Melissa Minkow, global director of retail strategy for CI&T, said the merger failure allows the company to maintain more control over its brand that it possibly wouldn’t have if merged with Kroger.

“It’s a place where they can leverage the positioning they have, the resources they have, and both the physical and online storefronts to really optimize their knowledge, expertise and relationships with their brands,” she said.

In the wake of the merger, Albertsons made several key hires to flesh out the Media Collective. Last October, the network announced it brought on Julian Mintz from Roku as vp of sales and former Yahoo vp Sean Quick as vp of commercial strategy.

And in January, Liz Roche — previously chief data officer for Accelerate360, publisher of Us Weekly and In Touch Weekly — joined the company as vp of media and measurement. At Shoptalk, Roche sat down with Modern Retail to discuss how the company is redefining and selling itself as a data platform and media partner to brands.
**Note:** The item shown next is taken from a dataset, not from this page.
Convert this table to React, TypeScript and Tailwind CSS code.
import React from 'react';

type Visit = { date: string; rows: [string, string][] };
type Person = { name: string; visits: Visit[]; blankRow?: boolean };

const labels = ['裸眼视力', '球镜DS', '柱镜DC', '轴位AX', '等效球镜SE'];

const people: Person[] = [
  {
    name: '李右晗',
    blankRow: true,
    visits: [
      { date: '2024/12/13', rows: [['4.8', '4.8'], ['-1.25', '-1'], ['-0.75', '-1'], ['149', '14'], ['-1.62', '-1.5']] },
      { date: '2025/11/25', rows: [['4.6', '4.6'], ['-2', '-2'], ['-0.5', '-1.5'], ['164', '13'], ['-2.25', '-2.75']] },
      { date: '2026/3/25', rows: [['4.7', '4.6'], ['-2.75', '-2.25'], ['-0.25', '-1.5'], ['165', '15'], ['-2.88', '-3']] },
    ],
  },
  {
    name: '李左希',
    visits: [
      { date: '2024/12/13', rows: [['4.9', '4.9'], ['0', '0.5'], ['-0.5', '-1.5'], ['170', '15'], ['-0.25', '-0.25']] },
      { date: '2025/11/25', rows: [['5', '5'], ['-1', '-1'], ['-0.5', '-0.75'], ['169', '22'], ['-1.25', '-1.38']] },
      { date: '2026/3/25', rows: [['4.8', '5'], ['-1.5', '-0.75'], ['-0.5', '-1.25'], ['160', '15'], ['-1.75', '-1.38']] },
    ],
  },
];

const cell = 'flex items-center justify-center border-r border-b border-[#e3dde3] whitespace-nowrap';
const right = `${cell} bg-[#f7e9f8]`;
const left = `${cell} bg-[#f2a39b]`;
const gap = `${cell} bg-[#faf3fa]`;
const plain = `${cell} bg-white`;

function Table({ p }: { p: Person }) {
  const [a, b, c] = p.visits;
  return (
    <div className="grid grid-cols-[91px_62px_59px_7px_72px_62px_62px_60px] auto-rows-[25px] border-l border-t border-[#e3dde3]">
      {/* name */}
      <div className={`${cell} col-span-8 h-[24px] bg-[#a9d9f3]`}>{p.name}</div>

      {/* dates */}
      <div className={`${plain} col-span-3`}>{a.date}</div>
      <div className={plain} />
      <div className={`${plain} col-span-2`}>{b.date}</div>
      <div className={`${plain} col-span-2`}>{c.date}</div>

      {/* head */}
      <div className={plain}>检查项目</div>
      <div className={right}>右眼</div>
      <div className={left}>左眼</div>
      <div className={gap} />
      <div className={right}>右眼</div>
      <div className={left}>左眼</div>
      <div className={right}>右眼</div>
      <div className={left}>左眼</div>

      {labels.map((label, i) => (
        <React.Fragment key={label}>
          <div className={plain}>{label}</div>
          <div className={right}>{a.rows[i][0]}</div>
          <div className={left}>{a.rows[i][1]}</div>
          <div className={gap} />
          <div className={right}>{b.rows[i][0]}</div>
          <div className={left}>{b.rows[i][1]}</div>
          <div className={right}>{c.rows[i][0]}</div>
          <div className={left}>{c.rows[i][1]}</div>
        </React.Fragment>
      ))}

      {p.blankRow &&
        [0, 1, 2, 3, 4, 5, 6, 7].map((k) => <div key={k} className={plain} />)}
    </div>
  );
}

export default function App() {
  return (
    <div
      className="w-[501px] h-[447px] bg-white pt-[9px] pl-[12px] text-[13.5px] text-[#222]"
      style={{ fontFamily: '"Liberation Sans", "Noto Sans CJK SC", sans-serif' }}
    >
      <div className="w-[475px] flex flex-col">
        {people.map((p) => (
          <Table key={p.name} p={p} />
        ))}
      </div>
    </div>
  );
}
She declined to comment on the failed Kroger merger.

“What makes us different, and what attracted me to the Collective specifically, is the hyper-focus on [voice of customer] and the spirit of innovation and bias for action,” Roche said. “The culture here is, ‘Let’s get in a room and let’s whiteboard and let’s try something new.’ … There are a lot of different ways to run a business like this. Ours definitely is driven by voice of customer, innovation, speed to market and reducing complexity.”

Last summer, Albertsons launched a new feature called Collective TV for brands to target, measure and optimize campaigns across streaming, digital video and linear TV. In January, the retailer launched an API to integrate Albertsons’ campaign performance data into brands’ own measurement models for analysis. It also partnered with TransUnion to offer marketing mix modeling measurement to compare performance across retailers and channels.
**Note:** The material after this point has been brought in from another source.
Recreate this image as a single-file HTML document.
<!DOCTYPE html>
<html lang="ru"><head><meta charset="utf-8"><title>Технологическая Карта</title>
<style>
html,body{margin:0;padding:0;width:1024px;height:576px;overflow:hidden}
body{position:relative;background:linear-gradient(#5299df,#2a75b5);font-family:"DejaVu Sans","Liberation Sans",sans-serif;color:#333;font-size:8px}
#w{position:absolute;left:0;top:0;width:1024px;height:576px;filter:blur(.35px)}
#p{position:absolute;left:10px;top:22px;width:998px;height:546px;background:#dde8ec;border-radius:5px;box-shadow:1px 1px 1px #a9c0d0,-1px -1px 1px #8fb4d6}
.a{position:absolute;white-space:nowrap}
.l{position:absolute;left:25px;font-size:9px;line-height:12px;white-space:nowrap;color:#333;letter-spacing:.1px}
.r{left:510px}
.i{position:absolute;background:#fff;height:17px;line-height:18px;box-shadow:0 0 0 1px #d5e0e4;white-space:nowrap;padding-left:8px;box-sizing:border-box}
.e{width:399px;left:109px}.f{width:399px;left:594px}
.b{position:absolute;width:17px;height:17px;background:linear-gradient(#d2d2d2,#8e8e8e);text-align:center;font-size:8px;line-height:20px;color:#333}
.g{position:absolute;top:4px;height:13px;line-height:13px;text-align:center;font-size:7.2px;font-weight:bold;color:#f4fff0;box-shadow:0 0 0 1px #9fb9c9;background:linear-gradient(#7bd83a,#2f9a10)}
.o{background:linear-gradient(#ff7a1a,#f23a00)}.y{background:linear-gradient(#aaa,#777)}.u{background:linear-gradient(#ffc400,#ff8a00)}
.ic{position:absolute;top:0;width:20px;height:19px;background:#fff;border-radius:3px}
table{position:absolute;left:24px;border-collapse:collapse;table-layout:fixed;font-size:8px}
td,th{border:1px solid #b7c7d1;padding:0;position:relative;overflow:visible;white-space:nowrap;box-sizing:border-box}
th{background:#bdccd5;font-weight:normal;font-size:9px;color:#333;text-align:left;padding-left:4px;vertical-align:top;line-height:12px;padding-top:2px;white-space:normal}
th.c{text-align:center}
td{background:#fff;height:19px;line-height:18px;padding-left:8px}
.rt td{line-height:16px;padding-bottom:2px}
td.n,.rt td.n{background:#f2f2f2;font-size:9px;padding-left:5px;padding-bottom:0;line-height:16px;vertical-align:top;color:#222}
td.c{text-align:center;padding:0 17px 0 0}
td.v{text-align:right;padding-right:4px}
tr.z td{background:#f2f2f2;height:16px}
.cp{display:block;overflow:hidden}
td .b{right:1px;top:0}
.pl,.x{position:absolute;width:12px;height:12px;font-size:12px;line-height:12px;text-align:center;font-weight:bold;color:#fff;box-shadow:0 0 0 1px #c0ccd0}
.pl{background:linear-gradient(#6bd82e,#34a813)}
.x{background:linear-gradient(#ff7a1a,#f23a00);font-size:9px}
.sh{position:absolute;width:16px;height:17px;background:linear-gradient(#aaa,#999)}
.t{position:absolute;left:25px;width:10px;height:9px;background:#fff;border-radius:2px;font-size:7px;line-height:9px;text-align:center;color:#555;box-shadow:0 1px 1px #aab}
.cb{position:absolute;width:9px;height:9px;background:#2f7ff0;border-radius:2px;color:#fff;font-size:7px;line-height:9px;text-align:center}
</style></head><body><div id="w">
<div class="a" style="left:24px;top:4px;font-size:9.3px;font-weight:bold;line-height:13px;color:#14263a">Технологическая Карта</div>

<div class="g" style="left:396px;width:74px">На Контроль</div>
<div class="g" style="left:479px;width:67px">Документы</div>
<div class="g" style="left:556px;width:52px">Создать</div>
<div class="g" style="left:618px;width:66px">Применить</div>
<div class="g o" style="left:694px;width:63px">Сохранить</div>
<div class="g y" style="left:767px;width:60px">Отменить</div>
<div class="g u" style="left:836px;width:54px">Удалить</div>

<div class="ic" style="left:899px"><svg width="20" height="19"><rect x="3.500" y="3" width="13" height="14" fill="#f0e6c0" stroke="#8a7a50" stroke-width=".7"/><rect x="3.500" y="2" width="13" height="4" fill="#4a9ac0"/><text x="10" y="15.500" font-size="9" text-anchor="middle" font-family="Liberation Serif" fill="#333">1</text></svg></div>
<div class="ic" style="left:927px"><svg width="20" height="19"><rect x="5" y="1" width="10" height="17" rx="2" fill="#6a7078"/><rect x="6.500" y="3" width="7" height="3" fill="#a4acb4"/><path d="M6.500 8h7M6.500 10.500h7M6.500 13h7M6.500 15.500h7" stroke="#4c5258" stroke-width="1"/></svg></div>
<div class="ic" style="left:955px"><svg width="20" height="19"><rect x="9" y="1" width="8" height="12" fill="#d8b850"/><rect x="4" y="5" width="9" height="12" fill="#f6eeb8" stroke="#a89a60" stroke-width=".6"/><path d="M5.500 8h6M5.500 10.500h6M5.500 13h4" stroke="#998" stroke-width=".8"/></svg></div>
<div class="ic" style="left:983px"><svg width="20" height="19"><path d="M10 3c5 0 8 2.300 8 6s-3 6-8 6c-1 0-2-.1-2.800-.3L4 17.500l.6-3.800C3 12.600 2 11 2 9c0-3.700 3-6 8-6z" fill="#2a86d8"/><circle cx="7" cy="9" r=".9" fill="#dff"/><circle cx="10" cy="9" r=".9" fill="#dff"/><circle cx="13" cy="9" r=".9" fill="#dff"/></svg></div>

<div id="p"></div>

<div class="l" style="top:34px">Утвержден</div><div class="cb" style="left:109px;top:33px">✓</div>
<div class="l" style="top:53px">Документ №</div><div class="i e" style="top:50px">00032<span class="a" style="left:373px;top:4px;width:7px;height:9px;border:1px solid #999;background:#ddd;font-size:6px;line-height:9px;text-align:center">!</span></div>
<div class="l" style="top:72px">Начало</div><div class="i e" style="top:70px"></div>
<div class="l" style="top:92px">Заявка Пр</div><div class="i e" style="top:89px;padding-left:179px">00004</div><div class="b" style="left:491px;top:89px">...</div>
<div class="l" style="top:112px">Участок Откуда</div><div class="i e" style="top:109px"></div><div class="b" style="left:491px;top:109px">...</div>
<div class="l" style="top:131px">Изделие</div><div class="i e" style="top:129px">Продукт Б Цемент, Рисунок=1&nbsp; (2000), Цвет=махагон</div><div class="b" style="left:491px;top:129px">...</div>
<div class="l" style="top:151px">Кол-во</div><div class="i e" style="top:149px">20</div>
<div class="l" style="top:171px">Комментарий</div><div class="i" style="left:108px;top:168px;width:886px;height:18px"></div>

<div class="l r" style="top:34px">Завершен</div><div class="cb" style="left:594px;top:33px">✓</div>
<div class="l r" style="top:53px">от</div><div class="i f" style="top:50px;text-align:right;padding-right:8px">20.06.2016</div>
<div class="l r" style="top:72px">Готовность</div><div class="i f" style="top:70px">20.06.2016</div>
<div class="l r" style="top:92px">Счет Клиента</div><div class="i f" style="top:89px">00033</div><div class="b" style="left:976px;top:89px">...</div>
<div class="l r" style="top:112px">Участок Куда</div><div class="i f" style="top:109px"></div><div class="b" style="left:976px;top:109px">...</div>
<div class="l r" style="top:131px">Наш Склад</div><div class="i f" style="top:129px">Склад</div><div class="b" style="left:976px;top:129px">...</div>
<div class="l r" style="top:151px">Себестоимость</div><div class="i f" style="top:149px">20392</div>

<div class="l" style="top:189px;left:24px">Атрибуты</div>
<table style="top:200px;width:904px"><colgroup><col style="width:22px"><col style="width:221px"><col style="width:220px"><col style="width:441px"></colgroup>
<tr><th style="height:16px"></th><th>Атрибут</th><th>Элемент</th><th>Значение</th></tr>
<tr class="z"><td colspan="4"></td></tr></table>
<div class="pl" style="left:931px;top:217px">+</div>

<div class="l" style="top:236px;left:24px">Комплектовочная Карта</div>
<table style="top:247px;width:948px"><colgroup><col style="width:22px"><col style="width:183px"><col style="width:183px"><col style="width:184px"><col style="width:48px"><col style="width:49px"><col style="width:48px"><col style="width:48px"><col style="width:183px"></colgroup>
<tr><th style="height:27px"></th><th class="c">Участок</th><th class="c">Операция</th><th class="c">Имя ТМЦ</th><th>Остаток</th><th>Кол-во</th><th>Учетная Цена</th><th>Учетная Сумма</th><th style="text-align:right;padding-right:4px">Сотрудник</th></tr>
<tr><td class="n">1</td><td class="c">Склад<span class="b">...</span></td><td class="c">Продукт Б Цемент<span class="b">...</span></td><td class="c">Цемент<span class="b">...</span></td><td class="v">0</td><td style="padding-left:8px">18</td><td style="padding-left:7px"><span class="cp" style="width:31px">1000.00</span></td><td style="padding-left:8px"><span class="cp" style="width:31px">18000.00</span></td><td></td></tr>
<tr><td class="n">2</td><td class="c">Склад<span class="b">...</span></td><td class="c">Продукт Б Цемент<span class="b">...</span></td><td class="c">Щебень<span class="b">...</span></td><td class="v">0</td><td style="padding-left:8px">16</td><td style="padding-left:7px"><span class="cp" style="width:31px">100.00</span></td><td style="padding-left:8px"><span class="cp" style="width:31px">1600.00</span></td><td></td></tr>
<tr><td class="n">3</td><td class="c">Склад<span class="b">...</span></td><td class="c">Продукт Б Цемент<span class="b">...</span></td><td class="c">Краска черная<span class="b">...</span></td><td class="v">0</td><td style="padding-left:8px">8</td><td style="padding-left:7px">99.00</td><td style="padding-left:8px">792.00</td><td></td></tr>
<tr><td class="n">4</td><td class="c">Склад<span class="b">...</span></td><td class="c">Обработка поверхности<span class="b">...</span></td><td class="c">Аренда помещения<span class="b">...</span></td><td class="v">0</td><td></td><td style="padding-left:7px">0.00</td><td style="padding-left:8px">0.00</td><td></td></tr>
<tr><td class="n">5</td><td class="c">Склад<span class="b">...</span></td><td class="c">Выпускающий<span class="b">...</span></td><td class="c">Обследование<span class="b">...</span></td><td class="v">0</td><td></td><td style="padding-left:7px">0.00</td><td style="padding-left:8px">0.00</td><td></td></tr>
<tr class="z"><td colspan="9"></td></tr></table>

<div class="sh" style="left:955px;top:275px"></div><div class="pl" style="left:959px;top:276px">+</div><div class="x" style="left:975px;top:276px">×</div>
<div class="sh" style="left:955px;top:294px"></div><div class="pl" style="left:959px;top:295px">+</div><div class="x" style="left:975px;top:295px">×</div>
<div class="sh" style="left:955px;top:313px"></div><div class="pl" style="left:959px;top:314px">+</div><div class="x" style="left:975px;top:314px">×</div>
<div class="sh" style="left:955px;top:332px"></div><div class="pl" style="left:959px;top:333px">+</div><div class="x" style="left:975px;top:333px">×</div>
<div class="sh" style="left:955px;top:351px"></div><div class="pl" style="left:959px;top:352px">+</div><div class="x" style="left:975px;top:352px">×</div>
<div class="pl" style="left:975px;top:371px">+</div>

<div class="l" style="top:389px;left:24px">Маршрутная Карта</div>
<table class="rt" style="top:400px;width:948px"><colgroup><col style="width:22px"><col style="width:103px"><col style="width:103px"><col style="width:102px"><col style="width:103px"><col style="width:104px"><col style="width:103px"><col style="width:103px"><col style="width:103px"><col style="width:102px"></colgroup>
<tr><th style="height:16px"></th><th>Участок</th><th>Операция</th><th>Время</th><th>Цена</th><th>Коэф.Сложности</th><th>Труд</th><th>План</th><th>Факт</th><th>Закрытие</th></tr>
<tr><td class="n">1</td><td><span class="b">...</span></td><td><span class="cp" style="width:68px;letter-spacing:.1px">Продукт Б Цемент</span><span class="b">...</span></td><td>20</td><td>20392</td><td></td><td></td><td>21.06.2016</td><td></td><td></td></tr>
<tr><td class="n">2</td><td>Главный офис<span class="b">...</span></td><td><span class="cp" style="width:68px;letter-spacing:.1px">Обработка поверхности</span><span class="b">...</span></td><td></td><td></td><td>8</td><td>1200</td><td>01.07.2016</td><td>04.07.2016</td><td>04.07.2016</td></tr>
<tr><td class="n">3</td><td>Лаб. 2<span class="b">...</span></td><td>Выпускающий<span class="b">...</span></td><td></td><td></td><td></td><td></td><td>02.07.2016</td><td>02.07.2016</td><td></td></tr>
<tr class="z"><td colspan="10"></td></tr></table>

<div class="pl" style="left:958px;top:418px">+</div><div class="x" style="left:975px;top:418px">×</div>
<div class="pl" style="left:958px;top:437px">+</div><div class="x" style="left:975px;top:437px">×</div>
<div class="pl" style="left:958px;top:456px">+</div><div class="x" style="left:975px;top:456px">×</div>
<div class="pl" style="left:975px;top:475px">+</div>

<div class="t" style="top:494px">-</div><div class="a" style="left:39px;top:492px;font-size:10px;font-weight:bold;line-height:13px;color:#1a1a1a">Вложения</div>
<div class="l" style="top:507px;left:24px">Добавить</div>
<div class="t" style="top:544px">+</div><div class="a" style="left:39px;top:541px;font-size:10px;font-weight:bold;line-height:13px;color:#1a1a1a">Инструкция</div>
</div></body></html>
“When it comes to differentiation, one of our biggest value props is our innovation. We definitely strive to be first-to-market,” Roche said. “It’s really about continuing down that path, but also expanding how we think about things like measurement, expanding how we think about experimentation and expanding the types of KPIs we’re looking at.”

Roche’s role didn’t exist before. Her role brings together media and measurement, which were previously separate. She said she has noticed over the past few months that brands have similarly started to break down silos in their businesses — combining their brand and commerce media teams — as brand marketers want to better understand how their campaigns perform.
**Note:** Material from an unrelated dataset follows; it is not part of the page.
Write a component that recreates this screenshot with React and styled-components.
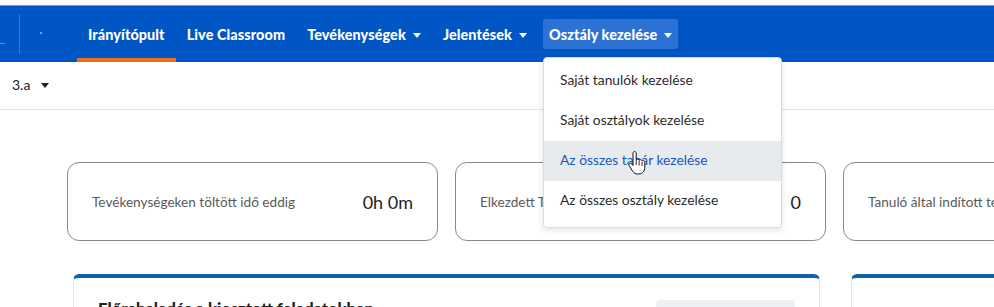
import React from 'react'
import styled, { createGlobalStyle } from 'styled-components'

const GlobalStyle = createGlobalStyle`
  body {
    margin: 0;
    background: #ffffff;
    font-family: Lato, "Noto Sans", sans-serif;
    overflow: hidden;
  }
`

const Page = styled.div`
  width: 994px;
  height: 307px;
  overflow: hidden;
  position: relative;
`

const TopStrip = styled.div`
  height: 5px;
  background: #ffffff;
  border-bottom: 1px solid #6f9be0;
`

const NavBar = styled.nav`
  height: 56px;
  background: #0156c6;
  display: flex;
  align-items: stretch;
`

const Brand = styled.div`
  width: 77px;
  flex: 0 0 77px;
  display: flex;
  align-items: center;
`

const BrandMark = styled.span`
  width: 5px;
  height: 1px;
  background: #7c8fb0;
  margin-top: 18px;
`

const Divider = styled.span`
  width: 1px;
  height: 40px;
  margin-left: 14px;
  background: rgba(255, 255, 255, 0.22);
`

const Dot = styled.span`
  width: 2px;
  height: 2px;
  margin-left: 20px;
  margin-bottom: 2px;
  background: rgba(255, 255, 255, 0.45);
`

const NavItem = styled.div`
  padding: 0 11px;
  display: flex;
  align-items: center;
  color: #ffffff;
  font-weight: 900;
  font-size: 14.4px;
  letter-spacing: 0.1px;
  white-space: nowrap;
  box-sizing: border-box;
  border-bottom: 4px solid ${(p) => (p.$active ? '#f26b1d' : 'transparent')};
  border-top: 4px solid transparent;
`

const NavLabel = styled.span`
  position: relative;
  display: flex;
  align-items: center;
  gap: 7px;
  height: 30px;
  padding: 0 6px;
  margin: 0 -6px;
  border-radius: 3px;
  background: ${(p) => (p.$open ? '#2b72d4' : 'transparent')};
`

const Caret = styled.span`
  width: 0;
  height: 0;
  border-left: 4px solid transparent;
  border-right: 4px solid transparent;
  border-top: 5px solid ${(p) => p.$color || '#ffffff'};
  margin-top: 2px;
`

const Menu = styled.div`
  position: absolute;
  top: 38px;
  left: 0;
  width: 239px;
  box-sizing: border-box;
  padding: 3px 0 6px;
  background: #ffffff;
  border: 1px solid #d9dcdf;
  border-radius: 4px;
  box-shadow: 0 2px 6px rgba(0, 0, 0, 0.12);
  z-index: 5;
`

const MenuItem = styled.div`
  height: 40px;
  box-sizing: border-box;
  display: flex;
  align-items: center;
  padding: 0 16px 3px;
  font-weight: 400;
  font-size: 13.8px;
  letter-spacing: 0;
  color: ${(p) => (p.$hover ? '#1a57b9' : '#2b2b2b')};
  background: ${(p) => (p.$hover ? '#e8ebee' : 'transparent')};
  position: relative;
`

const Cursor = styled.svg`
  position: absolute;
  left: 84px;
  top: 10px;
`

const SubBar = styled.div`
  height: 48px;
  border-bottom: 1px solid #e4e4e4;
  display: flex;
  align-items: center;
  padding: 0 0 2px 12px;
  box-sizing: border-box;
  gap: 11px;
  font-size: 14px;
  color: #222;
`

const CardRow = styled.div`
  display: flex;
  gap: 17px;
  padding: 52px 0 0 67px;
`

const StatCard = styled.div`
  flex: 0 0 371px;
  height: 79px;
  box-sizing: border-box;
  border: 1px solid #8a8a8a;
  border-radius: 12px;
  display: flex;
  align-items: center;
  justify-content: space-between;
  padding: 0 24px 0 24px;
  overflow: hidden;
`

const StatLabel = styled.span`
  font-size: 13.6px;
  color: #5a5a5a;
  white-space: nowrap;
`

const StatValue = styled.span`
  font-size: 18px;
  color: #1e1e1e;
  white-space: nowrap;
`

const PanelRow = styled.div`
  display: flex;
  gap: 31px;
  padding: 33px 0 0 73px;
`

const Panel = styled.div`
  flex: 0 0 747px;
  height: 80px;
  box-sizing: border-box;
  border: 1px solid #e3e5e8;
  border-top: 4px solid #1262ab;
  border-radius: 6px 6px 0 0;
  display: flex;
  justify-content: space-between;
  align-items: flex-start;
  padding: 21px 24px 0 24px;
`

const PanelTitle = styled.span`
  font-size: 16.5px;
  font-weight: 900;
  color: #222;
  white-space: nowrap;
`

const PanelButton = styled.span`
  width: 139px;
  height: 34px;
  border-radius: 4px;
  background: #eef1f4;
  margin-top: 1px;
`

const menuItems = [
  'Saját tanulók kezelése',
  'Saját osztályok kezelése',
  'Az összes tanár kezelése',
  'Az összes osztály kezelése',
]

const HandCursor = () => (
  <Cursor width="18" height="24" viewBox="0 0 18 24">
    <path
      d="M5 2.2c0-1 .7-1.7 1.6-1.7S8.2 1.2 8.2 2.2V9c.3-.6.8-.9 1.4-.9.8 0 1.4.6 1.5 1.3.3-.5.8-.8 1.4-.8.8 0 1.5.7 1.5 1.5.3-.3.7-.5 1.2-.5.9 0 1.6.7 1.6 1.6v5.2c0 3.6-2.4 6.6-6 6.6H9.5c-2 0-3.4-.8-4.6-2.4L1.2 14.7c-.5-.7-.4-1.7.3-2.2.7-.5 1.6-.3 2.1.3L5 14.5V2.2z"
      fill="#ffffff"
      stroke="#111"
      strokeWidth="1"
    />
    <path d="M8.2 9v5M11.1 10v4.5M14 11v4" stroke="#111" strokeWidth="0.9" />
  </Cursor>
)

const App = () => {
  return (
    <Page>
      <GlobalStyle />
      <TopStrip />
      <NavBar>
        <Brand>
          <BrandMark />
          <Divider />
          <Dot />
        </Brand>
        <NavItem $active>
          <NavLabel>Irányítópult</NavLabel>
        </NavItem>
        <NavItem>
          <NavLabel>Live Classroom</NavLabel>
        </NavItem>
        <NavItem>
          <NavLabel>
            Tevékenységek <Caret />
          </NavLabel>
        </NavItem>
        <NavItem>
          <NavLabel>
            Jelentések <Caret />
          </NavLabel>
        </NavItem>
        <NavItem>
          <NavLabel $open>
            Osztály kezelése <Caret />
            <Menu>
              {menuItems.map((item, i) => (
                <MenuItem key={item} $hover={i === 2}>
                  {item}
                  {i === 2 && <HandCursor />}
                </MenuItem>
              ))}
            </Menu>
          </NavLabel>
        </NavItem>
      </NavBar>
      <SubBar>
        3.a <Caret $color="#222" />
      </SubBar>
      <CardRow>
        <StatCard>
          <StatLabel>Tevékenységeken töltött idő eddig</StatLabel>
          <StatValue>0h 0m</StatValue>
        </StatCard>
        <StatCard>
          <StatLabel>Elkezdett Tevékenységek</StatLabel>
          <StatValue>0</StatValue>
        </StatCard>
        <StatCard>
          <StatLabel>Tanuló által indított tevékenységek</StatLabel>
          <StatValue>0</StatValue>
        </StatCard>
      </CardRow>
      <PanelRow>
        <Panel>
          <PanelTitle>Előrehaladás a kiosztott feladatokban</PanelTitle>
          <PanelButton />
        </Panel>
        <Panel />
      </PanelRow>
    </Page>
  )
}

export default App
“Across the industry, we’re seeing more silos being broken down, and this was a really natural silo to break down,” Roche said. “It was a really huge strategic move for Albertsons to make, to think about media and measurement as one, because, really, they don’t exist without the other, especially in retail media.”

Closing the loop is one of the biggest challenges for brands that Roche believes is the big value proposition for the Media Collective, given its first-party data. “The challenge becomes that there are disparate channels all over the place, and the shopper is also all over the place,” Roche said. “They’re on Pinterest, they’re on Meta, they’re spending time in store, and they’re listening to podcasts.”

Albertsons is leveraging partnerships with brands and social platforms to accomplish this. It was the first advertiser in 2023 to use a Pinterest advertising measurement feature where Pinterest and Albertsons could upload first-party data in a non-identifiable way. Albertsons since worked with Mondelez on a Pinterest campaign that generated a 16% sales lift through a campaign around salty snacks.

Brands continue to pressure retailers to deliver measurable results with their ad networks. In a separate conversation at Shoptalk, Harvey Ma, vp and general manager of Sam’s Club’s Member Access Platform, said he believes that this year and next year, brands will more heavily scrutinize retailers’ ad businesses.

“For us, it’s all about leaning into the partners, understanding that voice of the customer and charging it forward from there,” Roche said.